*Provided data*.
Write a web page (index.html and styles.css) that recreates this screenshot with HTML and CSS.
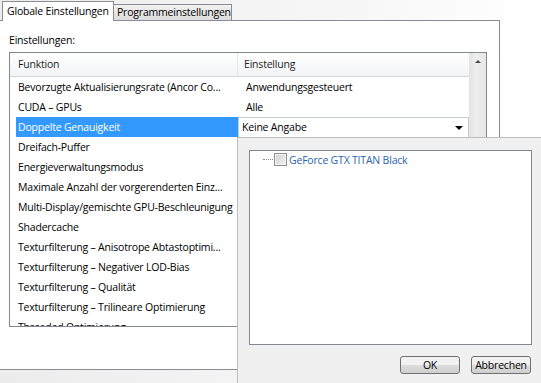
FILE: index.html
```html
<!DOCTYPE html>
<html lang="de">
<head>
    <meta charset="UTF-8">
    <title>Globale Einstellungen</title>
    <link rel="stylesheet" href="styles.css">
</head>
<body>
    <div class="dialog">
        <!-- Reiter oben -->
        <div class="tabs">
            <div class="tab aktiv">Globale Einstellungen</div>
            <div class="tab">Programmeinstellungen</div>
        </div>

        <div class="seite">
            <div class="beschriftung">Einstellungen:</div>
            <div class="liste">
                <div class="inhalt">
                    <div class="kopf">
                        <div class="k-funktion">Funktion</div>
                        <div class="k-wert">Einstellung</div>
                    </div>
                    <div class="zeile"><div class="fn">Bevorzugte Aktualisierungsrate (Ancor Co...</div><div class="wert">Anwendungsgesteuert</div></div>
                    <div class="zeile"><div class="fn">CUDA – GPUs</div><div class="wert">Alle</div></div>
                    <div class="zeile gewaehlt">
                        <div class="fn">Doppelte Genauigkeit</div>
                        <div class="wert combo">Keine Angabe<span class="pfeil"></span></div>
                    </div>
                    <div class="zeile"><div class="fn">Dreifach-Puffer</div><div class="wert"></div></div>
                    <div class="zeile"><div class="fn">Energieverwaltungsmodus</div><div class="wert"></div></div>
                    <div class="zeile"><div class="fn">Maximale Anzahl der vorgerenderten Einz...</div><div class="wert"></div></div>
                    <div class="zeile"><div class="fn">Multi-Display/gemischte GPU-Beschleunigung</div><div class="wert"></div></div>
                    <div class="zeile"><div class="fn">Shadercache</div><div class="wert"></div></div>
                    <div class="zeile"><div class="fn">Texturfilterung – Anisotrope Abtastoptimi...</div><div class="wert"></div></div>
                    <div class="zeile"><div class="fn">Texturfilterung – Negativer LOD-Bias</div><div class="wert"></div></div>
                    <div class="zeile"><div class="fn">Texturfilterung – Qualität</div><div class="wert"></div></div>
                    <div class="zeile"><div class="fn">Texturfilterung – Trilineare Optimierung</div><div class="wert"></div></div>
                    <div class="zeile"><div class="fn">Threaded Optimierung</div><div class="wert"></div></div>
                </div>
                <div class="rollbalken">
                    <div class="hoch"><span class="dreieck"></span></div>
                </div>
            </div>
        </div>

        <!-- aufgeklappte Auswahl über der Liste -->
        <div class="auswahl">
            <div class="baum">
                <div class="knoten">
                    <span class="linie"></span>
                    <span class="haken"></span>
                    <span class="gpu">GeForce GTX TITAN Black</span>
                </div>
            </div>
            <div class="knoepfe">
                <button class="knopf">OK</button>
                <button class="knopf">Abbrechen</button>
            </div>
        </div>
    </div>
</body>
</html>
```

FILE: styles.css
```css
*{
    margin: 0;
    padding: 0;
    box-sizing: border-box;
}
body{
    font-family: "Open Sans", "Noto Sans", sans-serif;
    font-size: 10.5px;
    letter-spacing: -0.2px;
    color: #000;
    background: #f0f0f0;
}
.dialog{
    position: relative;
    width: 541px;
    height: 383px;
    overflow: hidden;
    background: linear-gradient(to right, #ececec, #f6f6f6 60%, #ffffff);
}

/* Reiter */
.tabs{
    display: flex;
    align-items: flex-end;
    height: 20px;
    padding-left: 2px;
}
.tab{
    width: 119px;
    height: 16px;
    line-height: 15px;
    padding-left: 3px;
    margin-left: -1px;
    border: 1px solid #898c95;
    border-bottom: none;
    background: linear-gradient(#f2f2f2, #dcdcdc);
    position: relative;
    z-index: 1;
}
.tab.aktiv{
    width: 112px;
    height: 20px;
    line-height: 18px;
    margin-left: 0;
    margin-bottom: -1px;
    padding-left: 4px;
    background: #fff;
    z-index: 2;
}

/* Registerseite */
.seite{
    width: 501px;
    height: 350px;
    margin-left: -1px;
    border: 1px solid #898c95;
    background: #fff;
}
.beschriftung{
    padding: 12px 0 0 9px;
    line-height: 15px;
}
.liste{
    display: flex;
    width: 478px;
    height: 275px;
    margin: 4px 0 0 9px;
    border: 1px solid #828790;
    overflow: hidden;
}
.inhalt{
    flex: 1;
}
.kopf{
    display: flex;
    height: 24px;
    line-height: 23px;
    border-bottom: 1px solid #d5d5d5;
    background: linear-gradient(#ffffff, #f3f4f6);
    color: #1e1e1e;
}
.k-funktion{
    width: 228px;
    padding-left: 8px;
    border-right: 1px solid #e3e5e8;
}
.k-wert{
    padding-left: 6px;
}
.zeile{
    display: flex;
    height: 20px;
    line-height: 20px;
}
.fn{
    width: 222px;
    margin-left: 6px;
    padding-left: 2px;
    white-space: nowrap;
    overflow: hidden;
}
.wert{
    flex: 1;
    padding-left: 8px;
}
.gewaehlt .fn{
    background: #3399ff;
    color: #fff;
}
.combo{
    position: relative;
    padding-left: 3px;
    line-height: 18px;
    border: 1px solid #c5cad3;
    border-bottom: none;
    background: #fff;
}
.pfeil{
    position: absolute;
    right: 5px;
    top: 8px;
    border-left: 4px solid transparent;
    border-right: 4px solid transparent;
    border-top: 4px solid #000;
}

/* Rollbalken */
.rollbalken{
    width: 17px;
    background: linear-gradient(to right, #e3e3e3, #eeeeee 40%, #e6e6e6);
}
.hoch{
    height: 17px;
    display: flex;
    justify-content: center;
    padding-top: 7px;
}
.dreieck{
    width: 0;
    height: 0;
    border-left: 3px solid transparent;
    border-right: 3px solid transparent;
    border-bottom: 3px solid #4d4d4d;
}

/* Auswahlfenster */
.auswahl{
    position: absolute;
    left: 237px;
    top: 137px;
    right: -6px;
    bottom: -6px;
    border: 1px solid #bdbdbd;
    background: #f0f0f0;
}
.baum{
    width: 283px;
    height: 195px;
    margin: 12px 0 0 11px;
    border: 1px solid #828790;
    background: #fff;
}
.knoten{
    display: flex;
    align-items: center;
    height: 15px;
    margin-top: 1px;
    padding-left: 13px;
}
.linie{
    width: 10px;
    margin-right: 1px;
    border-top: 1px dotted #8a8a8a;
}
.haken{
    width: 13px;
    height: 13px;
    border: 1px solid #8e8f8f;
    background: linear-gradient(135deg, #d0d0d0, #f4f4f4);
    box-shadow: inset 0 0 0 1px #f4f4f4;
}
.gpu{
    margin-left: 2px;
    color: #2a64ad;
}
.knoepfe{
    display: flex;
    gap: 11px;
    padding: 11px 0 0 162px;
}
.knopf{
    width: 60px;
    height: 18px;
    font-family: inherit;
    font-size: 10.5px;
    letter-spacing: -0.2px;
    color: #000;
    border: 1px solid #707070;
    border-radius: 3px;
    background: linear-gradient(#f2f2f2 50%, #dddddd 50%, #cfcfcf);
}
```
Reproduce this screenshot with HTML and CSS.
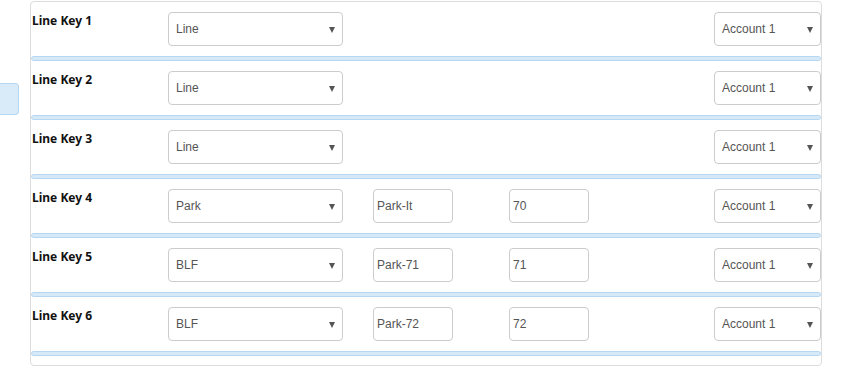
FILE: index.html
```html
<!DOCTYPE html>
<html lang="en">
<head>
    <meta charset="UTF-8">
    <title>Line Keys</title>
    <link rel="stylesheet" href="styles.css">
</head>
<body>
    <div class="page">
        <div class="side">
            <div class="side-tab"></div>
        </div>

        <div class="panel">
            <div class="key-row">
                <label class="key-label">Line Key 1</label>
                <div class="select-wrap type"><select><option>Line</option></select></div>
                <div class="select-wrap account"><select><option>Account 1</option></select></div>
            </div>
            <div class="sep"></div>

            <div class="key-row">
                <label class="key-label">Line Key 2</label>
                <div class="select-wrap type"><select><option>Line</option></select></div>
                <div class="select-wrap account"><select><option>Account 1</option></select></div>
            </div>
            <div class="sep"></div>

            <div class="key-row">
                <label class="key-label">Line Key 3</label>
                <div class="select-wrap type"><select><option>Line</option></select></div>
                <div class="select-wrap account"><select><option>Account 1</option></select></div>
            </div>
            <div class="sep"></div>

            <div class="key-row">
                <label class="key-label">Line Key 4</label>
                <div class="select-wrap type"><select><option>Park</option></select></div>
                <input class="field name" type="text" value="Park-It">
                <input class="field value" type="text" value="70">
                <div class="select-wrap account"><select><option>Account 1</option></select></div>
            </div>
            <div class="sep"></div>

            <div class="key-row">
                <label class="key-label">Line Key 5</label>
                <div class="select-wrap type"><select><option>BLF</option></select></div>
                <input class="field name" type="text" value="Park-71">
                <input class="field value" type="text" value="71">
                <div class="select-wrap account"><select><option>Account 1</option></select></div>
            </div>
            <div class="sep"></div>

            <div class="key-row">
                <label class="key-label">Line Key 6</label>
                <div class="select-wrap type"><select><option>BLF</option></select></div>
                <input class="field name" type="text" value="Park-72">
                <input class="field value" type="text" value="72">
                <div class="select-wrap account"><select><option>Account 1</option></select></div>
            </div>
            <div class="sep"></div>
        </div>
    </div>
</body>
</html>
```

FILE: styles.css
```css
* {
    margin: 0;
    padding: 0;
    box-sizing: border-box;
}

body {
    background: #fff;
    font-family: "Liberation Sans", Arial, sans-serif;
}

.page {
    display: flex;
    align-items: flex-start;
    padding-top: 1px;
}

.side {
    width: 30px;
    padding-top: 82px;
}

.side-tab {
    width: 19px;
    height: 32px;
    background-color: #d9eaf9;
    border: 1px solid #b8d7f1;
    border-left: none;
    border-radius: 0 4px 4px 0;
}

.panel {
    width: 792px;
    border: 1px solid #dcdcdc;
    border-radius: 4px;
    padding-bottom: 9px;
}

.key-row {
    display: flex;
    align-items: flex-start;
    height: 54px;
    padding: 10px 0 0 1px;
}

.key-label {
    width: 136px;
    padding-top: 1px;
    font-family: "Noto Sans", "Liberation Sans", sans-serif;
    font-size: 12px;
    font-weight: bold;
    line-height: 16px;
    color: #111;
}

.select-wrap {
    position: relative;
    height: 34px;
}

.select-wrap select {
    appearance: none;
    -webkit-appearance: none;
    width: 100%;
    height: 100%;
    padding: 0 20px 0 7px;
    border: 1px solid #cccccc;
    border-radius: 4px;
    background: #fff;
    font-family: "Liberation Sans", Arial, sans-serif;
    font-size: 12px;
    color: #555;
    outline: none;
}

/* little triangle in place of the native arrow */
.select-wrap::after {
    content: '';
    position: absolute;
    right: 8px;
    top: 15px;
    border-left: 3px solid transparent;
    border-right: 3px solid transparent;
    border-top: 6px solid #555;
    pointer-events: none;
}

.select-wrap.type {
    width: 175px;
}

.select-wrap.account {
    width: 107px;
    margin-left: auto;
}

.field {
    width: 80px;
    height: 34px;
    padding: 0 3px;
    border: 1px solid #cccccc;
    border-radius: 4px;
    font-family: "Liberation Sans", Arial, sans-serif;
    font-size: 12px;
    color: #555;
    outline: none;
}

.field.name {
    margin-left: 30px;
}

.field.value {
    margin-left: 56px;
}

.sep {
    height: 5px;
    background-color: #d6e9f9;
    border: 1px solid #b6d6f1;
    border-radius: 3px;
}
```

*Your goal*.
Look through the entries above. Extract each line with the word "index".

*Answer to the task*.
Write a web page (index.html and styles.css) that recreates this screenshot with HTML and CSS.
FILE: index.html
    z-index: 1;
    z-index: 2;
FILE: index.html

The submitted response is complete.